200-350 baz puan arası 5.9250 seviyesine kadar dalgalanacak ancak sert yukarı olmayacak bir bant hareketinin içine girebiliriz. Üstelik bu bandın ekim ortasına kadar devam etmesi ihtimali çok da az değil!
375 baz puan ve üzeri indirimde dolar/TL kurunda 5.9250 seviyesine doğru hızlanabilecek, bu seviyenin hızlı ve haftalık kapanış bazında yukarı kırılması durumunda ise 6.1750’lere kadar devam edebilecek bir hareketi görebiliriz. Ancak ilk seviyenin yukarı yönde ilk denemede kırılmaması durumunda, yine de potansiyelin yukarı yönlü olacağını aklıda bulundurmakta fayda var!
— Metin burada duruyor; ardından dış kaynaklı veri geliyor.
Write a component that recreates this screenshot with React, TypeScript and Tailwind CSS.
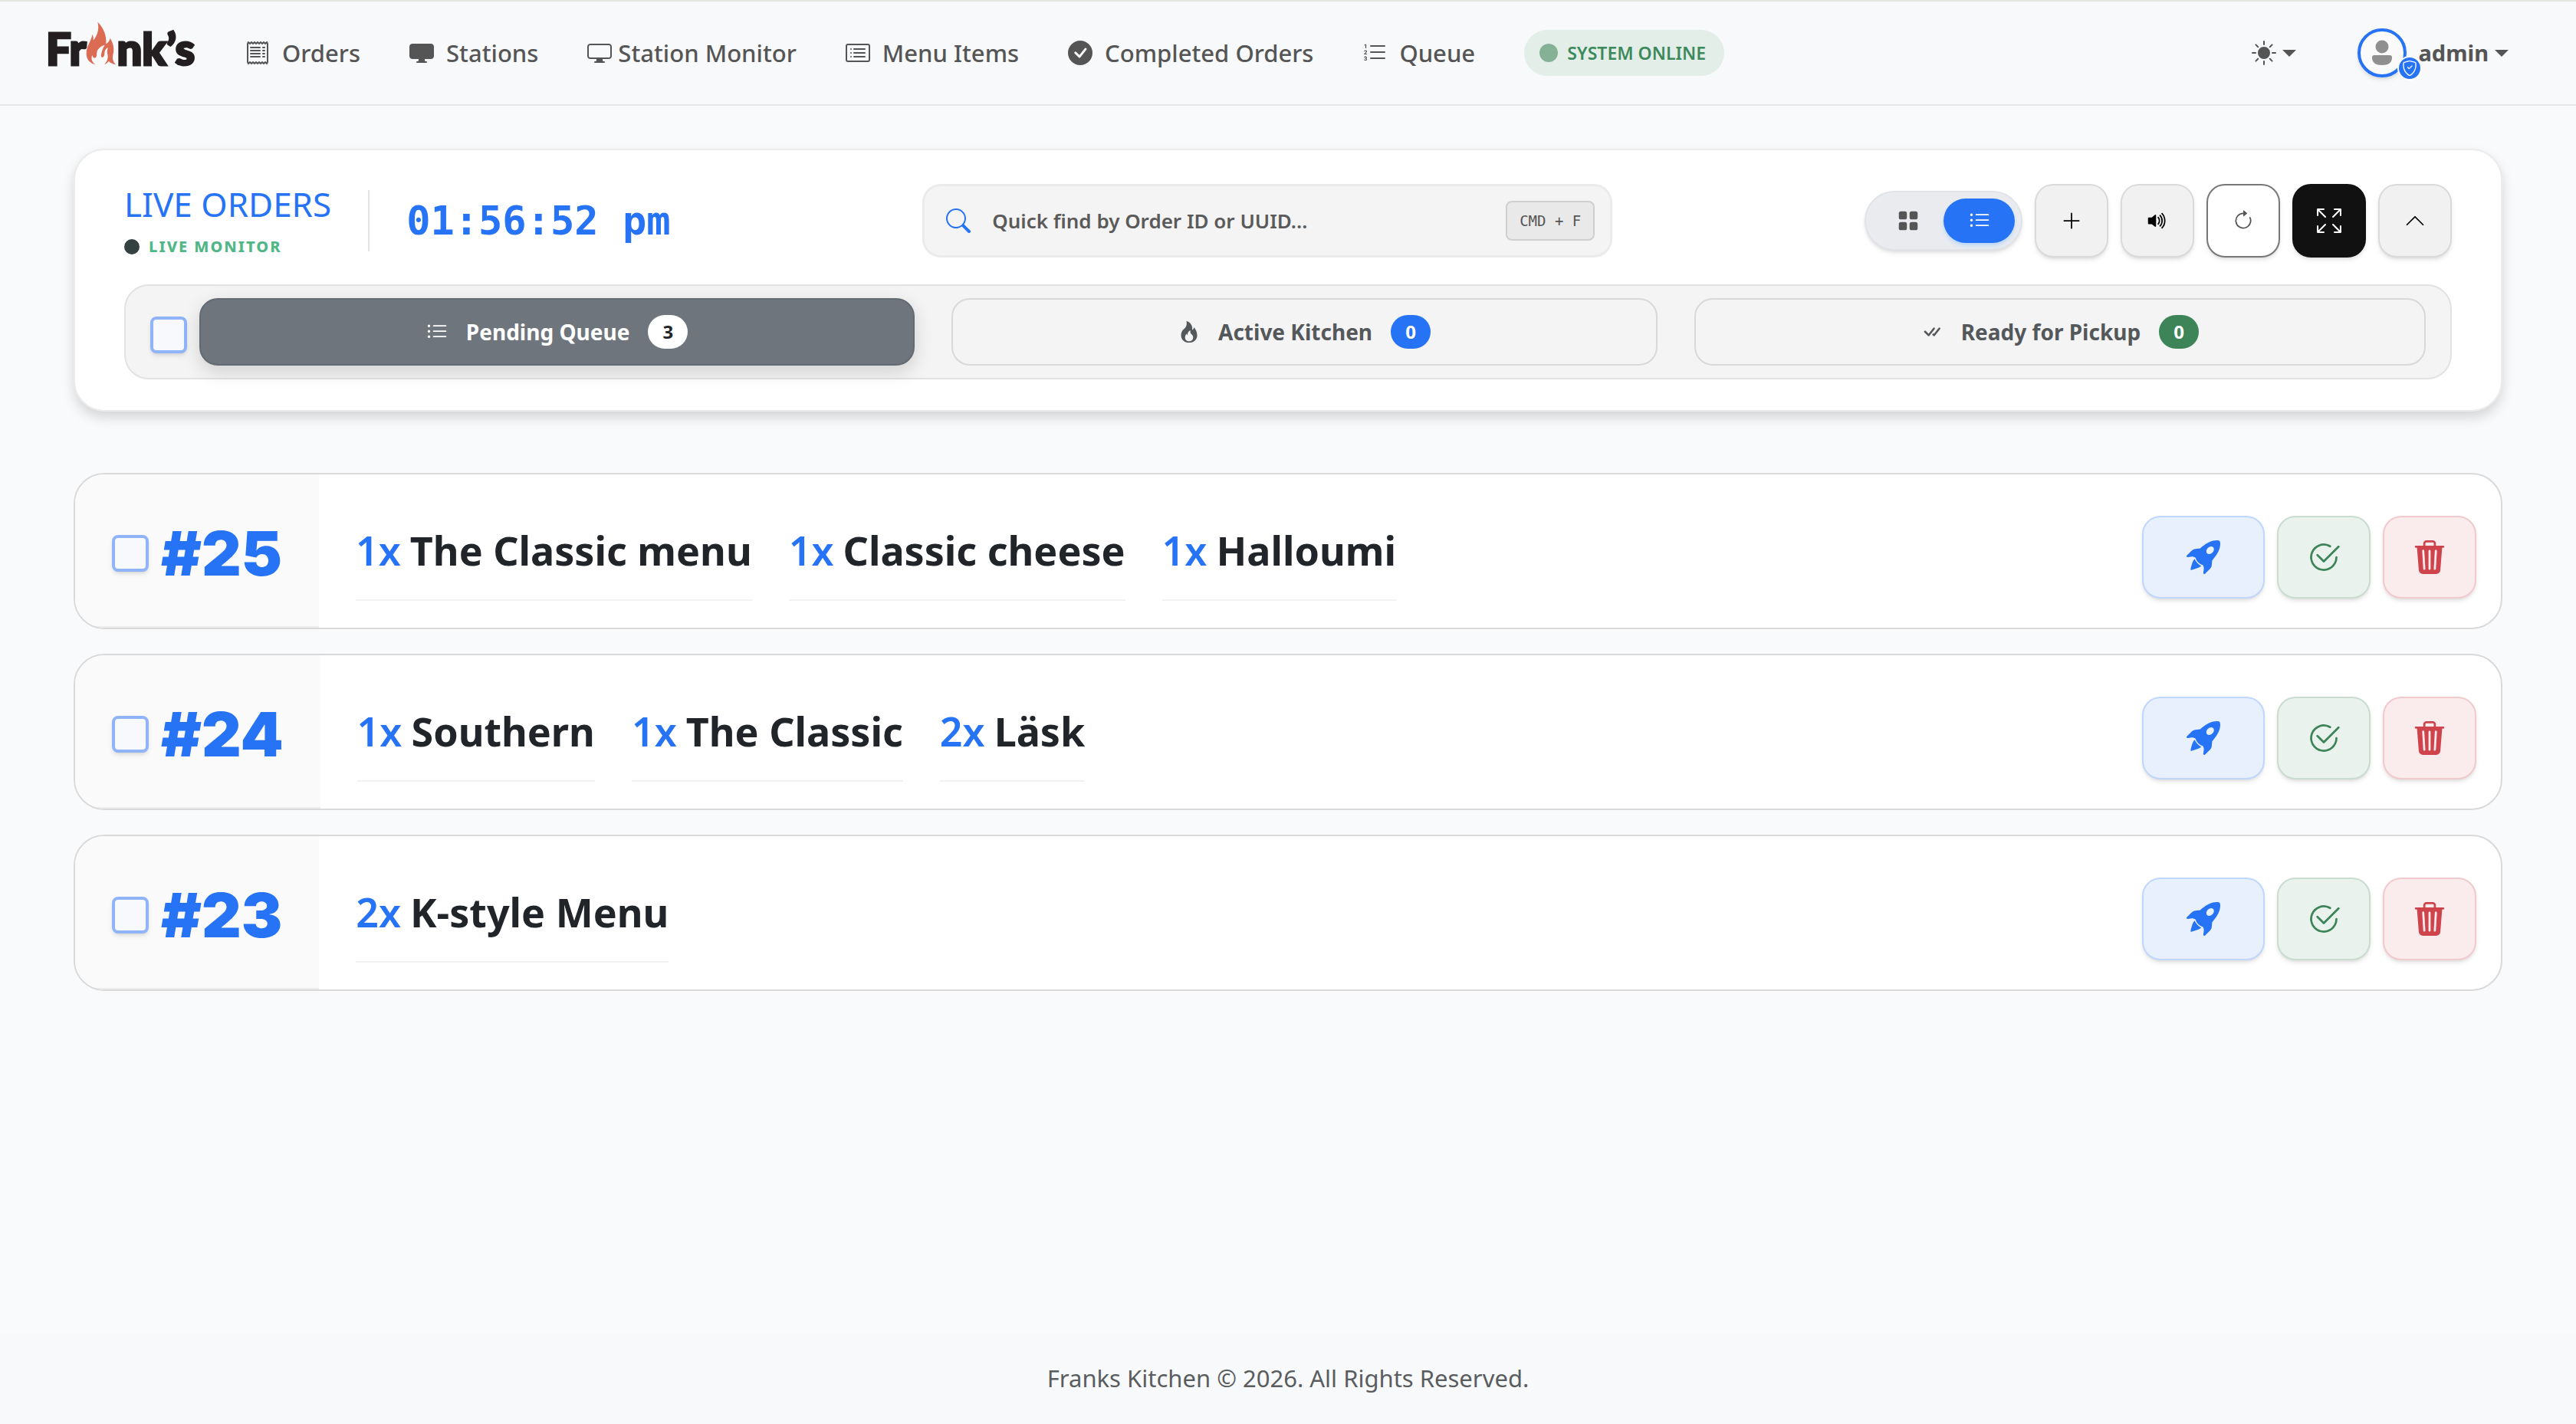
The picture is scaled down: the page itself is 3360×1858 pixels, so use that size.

PPK’dan gelecek karar bizim için önemli olsa da AB bölgesi ve finansal piyasaların gözü kulağı ECB’de olacaktır. Lagarde’ın göreve başlamadan verdiği “güvercin” mesajlar, Draghi’nin son basın toplantısında “Eylül’de gel!” mesajları bu hafta ECB toplantısından bir faiz indirimi beklentisini güçlendirmişti. Zaten “eksi” yüzde 0.40 olan faizlere daha fazla nereye düşürülecek derseniz, aslında “cezai nitelikteki” bu faiz için alt sınır teorik olarak yok.
ECB ‘seçici’ indirimi
Beklentim ECB’nin eksi faizi değişik gruplara farklı uygulayacağı “seçici” bir faiz politikası. Bireylere ve emeklilik/sigorta fonlarına eksi 0.40 sürerken, banka ve şirketlere (neden yatırım yapmıyorsun, neden kredi vermiyorsun dercesine) eksi 60-70 gibi farklı politika faizi uygulaması bekliyorum. Eğer “seçici” faiz politikasına dönerse, bu da beraber izleyeceğimiz bir “deneme” olacaktır!